# Need help sublimating a fleece



## almightyyJuice (Dec 9, 2015)

I want to sublimate a fleece . I want to do one huge photo instead of a collage . I have a Epson c88 I was wondering if this would be possible . I was thinking maybe printing it out and try to sublimate it piece by piece. Is it worth trying ? Or would it be a huge waste of ink .


----------



## Dekzion (May 18, 2015)

fleeces generally have too deep a pile to sublimate in my opinion,
you'd never get a decent photo to look right


----------



## WalkingZombie (Mar 15, 2014)

Fleece is usually not tight-weaved, so it will shift under the paper no matter what. I'm sure even if you line it up on the press, the images will overlap (under the press) and you'll notice parts of the image darker than others since more ink was laid down on those parts.

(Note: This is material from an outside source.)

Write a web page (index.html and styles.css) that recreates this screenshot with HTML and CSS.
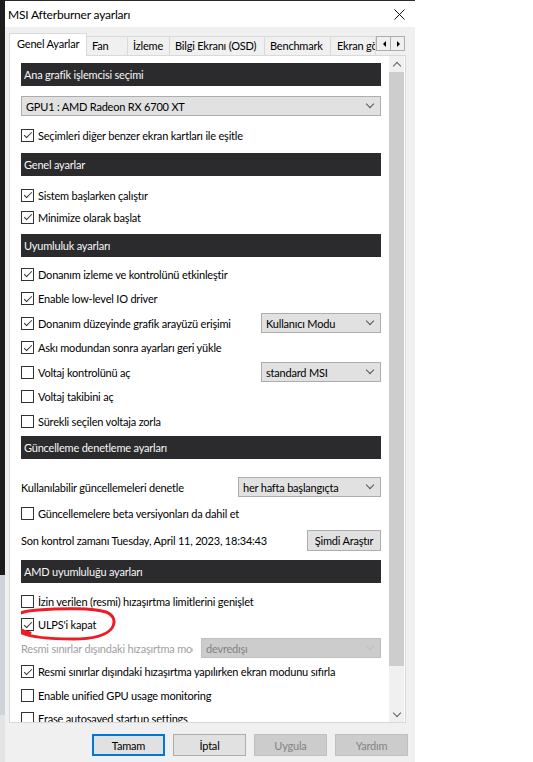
FILE: index.html
```html
<!DOCTYPE html>
<html lang="tr">

<head>
    <meta charset="UTF-8">
    <title>MSI Afterburner ayarları</title>
    <link rel="stylesheet" href="styles.css">
</head>

<body>
    <div class="desk"></div>
    <div class="window">
        <div class="titlebar">
            <span class="title">MSI Afterburner ayarları</span>
            <svg class="close" width="11" height="11" viewBox="0 0 11 11">
                <path d="M0.5 0.5L10.5 10.5M10.5 0.5L0.5 10.5" stroke="#111" stroke-width="1" fill="none" />
            </svg>
        </div>

        <div class="body">
            <div class="tabs">
                <div class="tab active">Genel Ayarlar</div>
                <div class="tab t-fan">Fan</div>
                <div class="tab t-izleme">İzleme</div>
                <div class="tab t-bilgi">Bilgi Ekranı (OSD)</div>
                <div class="tab t-bench">Benchmark</div>
                <div class="tab t-ekran">Ekran görüntüsü</div>
                <div class="tab-arrows">
                    <span class="arrow left"></span>
                    <span class="arrow right"></span>
                </div>
            </div>

            <div class="panel">
                <div class="content">
                    <div class="sec-title">Ana grafik işlemcisi seçimi</div>
                    <div class="group g-gpu">
                        <div class="row">
                            <div class="select full">GPU1 : AMD Radeon RX 6700 XT<i class="chev"></i></div>
                        </div>
                        <label class="row"><span class="box on"></span>Seçimleri diğer benzer ekran kartları ile eşitle</label>
                    </div>

                    <div class="sec-title">Genel ayarlar</div>
                    <div class="group g-general">
                        <label class="row"><span class="box on"></span>Sistem başlarken çalıştır</label>
                        <label class="row"><span class="box on"></span>Minimize olarak başlat</label>
                    </div>

                    <div class="sec-title">Uyumluluk ayarları</div>
                    <div class="group g-compat">
                        <label class="row"><span class="box on"></span>Donanım izleme ve kontrolünü etkinleştir</label>
                        <label class="row"><span class="box on"></span>Enable low-level IO driver</label>
                        <div class="row">
                            <span class="box on"></span><span class="grow">Donanım düzeyinde grafik arayüzü erişimi</span>
                            <div class="select w120">Kullanıcı Modu<i class="chev"></i></div>
                        </div>
                        <label class="row"><span class="box on"></span>Askı modundan sonra ayarları geri yükle</label>
                        <div class="row">
                            <span class="box"></span><span class="grow">Voltaj kontrolünü aç</span>
                            <div class="select w120">standard MSI<i class="chev"></i></div>
                        </div>
                        <label class="row"><span class="box"></span>Voltaj takibini aç</label>
                        <label class="row"><span class="box"></span>Sürekli seçilen voltaja zorla</label>
                    </div>

                    <div class="sec-title">Güncelleme denetleme ayarları</div>
                    <div class="group g-update">
                        <div class="row">
                            <span class="grow">Kullanılabilir güncellemeleri denetle</span>
                            <div class="select w143">her hafta başlangıçta<i class="chev"></i></div>
                        </div>
                        <label class="row"><span class="box"></span>Güncellemelere beta versiyonları da dahil et</label>
                        <div class="row">
                            <span class="grow">Son kontrol zamanı Tuesday, April 11, 2023, 18:34:43</span>
                            <button class="btn small">Şimdi Araştır</button>
                        </div>
                    </div>

                    <div class="sec-title">AMD uyumluluğu ayarları</div>
                    <div class="group g-amd">
                        <label class="row"><span class="box"></span>İzin verilen (resmi) hızaşırtma limitlerini genişlet</label>
                        <label class="row"><span class="box on"></span>ULPS'i kapat
                            <svg class="scribble" width="110" height="38" viewBox="0 0 110 38">
                                <path d="M22 27 C12 24 3 20 4 15 C5 9 14 5 30 4 C55 2 85 2 98 6 C106 9 108 16 104 22 C99 29 85 33 65 33 C45 33 25 32 14 27 C9 25 7 22 9 19"
                                    fill="none" stroke="#ee1c24" stroke-width="3" stroke-linecap="round" />
                            </svg>
                        </label>
                        <div class="row disabled">
                            <span class="cut">Resmi sınırlar dışındaki hızaşırtma modu</span>
                            <div class="select off w180">devredışı<i class="chev"></i></div>
                        </div>
                        <label class="row"><span class="box on"></span>Resmi sınırlar dışındaki hızaşırtma yapılırken ekran modunu sıfırla</label>
                        <label class="row"><span class="box"></span>Enable unified GPU usage monitoring</label>
                        <label class="row"><span class="box"></span>Erase autosaved startup settings</label>
                    </div>
                </div>

                <div class="scrollbar">
                    <div class="sb-btn"><i class="sb-chev up"></i></div>
                    <div class="thumb"></div>
                    <div class="track"></div>
                    <div class="sb-btn"><i class="sb-chev down"></i></div>
                </div>
            </div>

            <div class="buttons">
                <button class="btn focus">Tamam</button>
                <button class="btn">İptal</button>
                <button class="btn off">Uygula</button>
                <button class="btn off">Yardım</button>
            </div>
        </div>
    </div>
</body>

</html>
```

FILE: styles.css
```css
body {
    margin: 0;
    width: 533px;
    height: 762px;
    overflow: hidden;
    display: flex;
    background: #fff;
    font-family: Lato, "Liberation Sans", sans-serif;
    font-size: 11px;
    letter-spacing: -0.2px;
    color: #000;
}

.desk {
    width: 5px;
    background: linear-gradient(#1d1d1d 0 575px, #cdd3d8 575px 715px, #e4e4e4 715px);
}

.window {
    width: 410px;
    border-top: 1px solid #2b2b2b;
    display: flex;
    flex-direction: column;
}

.titlebar {
    height: 26px;
    background: #fff;
    display: flex;
    align-items: center;
    justify-content: space-between;
    padding: 0 10px 0 3px;
}

.title {
    font-size: 12px;
}

.body {
    flex: 1;
    background: #f0f0f0;
    padding: 6px 7px 0 4px;
}

/* tabs */

.tabs {
    display: flex;
    align-items: flex-end;
    height: 22px;
}

.tab {
    box-sizing: border-box;
    height: 19px;
    line-height: 18px;
    padding: 0 5px;
    margin-left: -1px;
    border: 1px solid #d9d9d9;
    border-bottom: none;
    background: #f0f0f0;
    white-space: nowrap;
    overflow: hidden;
}

.tab.active {
    position: relative;
    z-index: 1;
    width: 78px;
    height: 23px;
    line-height: 20px;
    margin: 0 0 -1px 0;
    padding: 0 7px;
    background: #fff;
}

.t-fan {
    width: 42px;
}

.t-izleme {
    width: 43px;
}

.t-bilgi {
    width: 96px;
}

.t-bench {
    width: 67px;
}

.t-ekran {
    width: 46px;
    padding-left: 6px;
}

.tab-arrows {
    align-self: flex-start;
    display: flex;
    margin-top: 3px;
}

.arrow {
    box-sizing: border-box;
    width: 15px;
    height: 15px;
    border: 1px solid #adadad;
    background: #f0f0f0;
    position: relative;
}

.arrow + .arrow {
    margin-left: -1px;
}

.arrow::after {
    content: "";
    position: absolute;
    top: 4px;
    border: 3px solid transparent;
}

.arrow.left::after {
    left: 3px;
    border-right: 3px solid #000;
}

.arrow.right::after {
    left: 6px;
    border-left: 3px solid #000;
}

/* panel */

.panel {
    box-sizing: border-box;
    width: 397px;
    height: 668px;
    display: flex;
    border: 1px solid #d9d9d9;
    background: #fff;
}

.content {
    width: 360px;
    margin-left: 11px;
    padding-top: 7px;
    overflow: hidden;
}

.sec-title {
    height: 23px;
    line-height: 23px;
    padding-left: 3px;
    background: #2b2b2e;
    color: #f7f7f7;
}

.group {
    display: flex;
    flex-direction: column;
}

.g-gpu {
    padding: 9px 0 7px;
    gap: 7px;
}

.g-general {
    padding: 8px 0 6px;
}

.g-compat {
    padding: 6px 0 4px;
    gap: 2.5px;
}

.g-update {
    padding: 17px 0 9px;
    gap: 4.5px;
}

.g-amd {
    padding: 7px 0 0;
    gap: 1.6px;
}

.row {
    position: relative;
    height: 22px;
    display: flex;
    align-items: center;
    white-space: nowrap;
}

.grow {
    flex: 1;
}

.box {
    position: relative;
    flex: none;
    width: 11px;
    height: 11px;
    margin-right: 4px;
    border: 1px solid #333;
    background: #fff;
}

.box.on::after {
    content: "";
    position: absolute;
    left: 3.5px;
    top: 0.5px;
    width: 3px;
    height: 7px;
    border: solid #333;
    border-width: 0 1px 1px 0;
    transform: rotate(45deg);
}

.select {
    box-sizing: border-box;
    height: 20px;
    display: flex;
    align-items: center;
    justify-content: space-between;
    padding: 0 5px 0 4px;
    border: 1px solid #adadad;
    background: #e1e1e1;
}

.select.full {
    width: 360px;
}

.w120 {
    width: 120px;
}

.w143 {
    width: 143px;
}

.w180 {
    width: 180px;
}

.chev {
    width: 5px;
    height: 5px;
    margin: 0 2px 4px 0;
    border: solid #555;
    border-width: 0 1px 1px 0;
    transform: rotate(45deg);
}

.select.off {
    background: #cccccc;
    border-color: #bfbfbf;
    color: #838383;
}

.select.off .chev {
    border-color: #bfbfbf;
}

.disabled {
    justify-content: space-between;
}

.cut {
    width: 172px;
    overflow: hidden;
    color: #a0a0a0;
}

.scribble {
    position: absolute;
    left: -13px;
    top: -8px;
}

/* scrollbar */

.scrollbar {
    width: 15px;
    margin-left: 8px;
    display: flex;
    flex-direction: column;
    background: #f0f0f0;
}

.sb-btn {
    height: 16px;
    display: flex;
    align-items: center;
    justify-content: center;
}

.sb-chev {
    width: 5px;
    height: 5px;
    border: solid #606060;
    border-width: 1.5px 0 0 1.5px;
    transform: rotate(45deg);
}

.sb-chev.up {
    margin-top: 3px;
}

.sb-chev.down {
    transform: rotate(225deg);
    margin-bottom: 3px;
}

.thumb {
    height: 594px;
    background: #cdcdcd;
}

.track {
    flex: 1;
}

/* buttons */

.btn {
    box-sizing: border-box;
    width: 73px;
    height: 22px;
    padding: 0;
    font: inherit;
    letter-spacing: inherit;
    color: #000;
    border: 1px solid #adadad;
    background: #e1e1e1;
}

.btn.small {
    width: 74px;
    height: 21px;
}

.btn.focus {
    border: 2px solid #0078d7;
}

.btn.off {
    background: #cccccc;
    border-color: #bfbfbf;
    color: #838383;
}

.buttons {
    display: flex;
    justify-content: flex-end;
    gap: 8px;
    margin-top: 11px;
}
```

It is definitely a two person job if you're talking about one of those big fleece blankets and you're only using a 16x20 or smaller press.

Remember to use light pressure or you'll have press marks all over it.

If you're doing multiple presses to make a big image, I'm guessing it'll come out 75% ok, if you are VERY patient.


----------



## AngelicEndeavour (Aug 12, 2013)

I only have a 15" X 15" press, so I understand about wanting to do a bigger substrate - but if it's on continuous image, I'm not sure how you'd do it. Wouldn't making a press right up to or on the last image, make the dye sub lighten? I have used foam to raise areas close to the last pressed image, but not on it... 

I have pressed on fleece but it definitely will compress from pressing. It does give good detail for photos, though. There are many alternatives to using fleece. I went to the fabric store and checked out every material made with 100% polyester until I found what I thought would work good. I bought small amounts and then tried to make what I had in mind, as a test...


----------